Woche 3: Beziehung festigen – klare Struktur
Ziel: Vertrauen ausbauen, erste Grenzen setzen
✅ Begriffe einführen: z. B. „Nein“, „Ruhig“, „Warten“ – ruhig und ohne Druck
✅ Kleine neue Reize in kontrollierter Umgebung (z. B. Fahrstuhlgeräusch, Auto auf Distanz)
✅ Treppe ggf. mit Leckerlis langsam üben, aber nicht erzwingen
✅ Kind-Hund-Kontakt fördern durch ruhige Nähe (z. B. gemeinsames Kuscheln im Raum, nicht direkt)

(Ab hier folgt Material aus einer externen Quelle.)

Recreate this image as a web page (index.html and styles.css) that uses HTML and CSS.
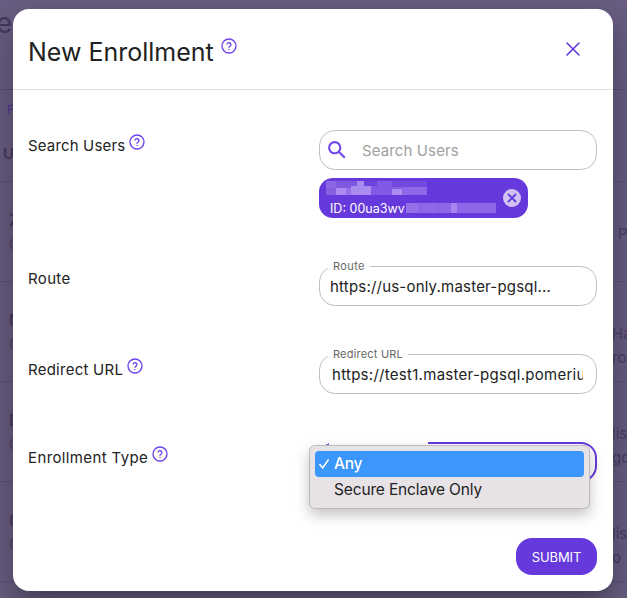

✅ Nachbarschaft erklären, dass der Hund Zeit braucht
✅ Klare Ruhezonen etablieren: dort wird nicht gestört – weder durch Kinder noch Besuch
Woche 4: Alltagssicherheit entwickeln
Ziel: Erste Routinen im Alltag stabilisieren
✅ Gassigehen auf gewohnten Routen, evtl. leicht ausdehnen
✅ Erste Begegnungen mit fremden Menschen auf Distanz – kein Zwang zum Kontakt
✅ Rituale für Lösen, Füttern, Rausgehen, Ruhe konsequent einhalten
✅ Erste Übungen mit Geschirr, Leine, ggf. Clicker oder Markerwort etablieren
✅ Besuch? Nur wenn der Hund vorher Rückzug nehmen kann und nicht gestört wird
✅ Kinder dürfen unter Anleitung einfache Aufgaben übernehmen (z. B. Leckerli in Napf legen, aber nicht „abrichten“)
Tipps für den Umgang mit Kindern
- Kinder nie unbeaufsichtigt mit dem Hund lassen – auch nicht bei „lieben“ Momenten
- Nicht schimpfen, wenn der Hund knurrt – das ist Kommunikation
- Erkläre kindgerecht: „Der Hund braucht Zeit, um uns zu verstehen“
- Feste Regeln einführen:❌ kein Umarmen
❌ nicht am Napf stören
❌ nicht aufwecken oder hinterherlaufen
✅ Hund in Ruhe lassen, wenn er sich zurückzieht
Was Du auf keinen Fall tun solltest:
- Den Hund „sozialisieren“, indem Du ihn mit in die Stadt, ins Café oder auf den Spielplatz nimmst
- Ihn auf fremde Menschen oder Hunde „loslassen“, um ihn an sie zu gewöhnen
- Laut schimpfen, hektisch reagieren oder ihn isolieren
- Ihn durch die Wohnung jagen, wenn er etwas „Falsches“ macht
- Den Kindern die Verantwortung übertragen („Du musst ihn jetzt füttern, er gehört Dir auch“)
Fazit
Ein Hund mit unbekannter Herkunft und möglichem Herdenschutzhintergrund ist kein Anfängerhund – auch wenn er süss aussieht oder jung ist. Aber: Mit Geduld, Struktur, Ruhe und einer klaren Haltung kann aus dieser Konstellation eine tragfähige, respektvolle und stabile Mensch-Hund-Beziehung entstehen.
Der Fokus in den ersten Wochen liegt nicht auf Erziehung, sondern auf Verbindung, Vertrauen und Verlässlichkeit. Was ihr jetzt gut macht, erspart euch später viele Probleme.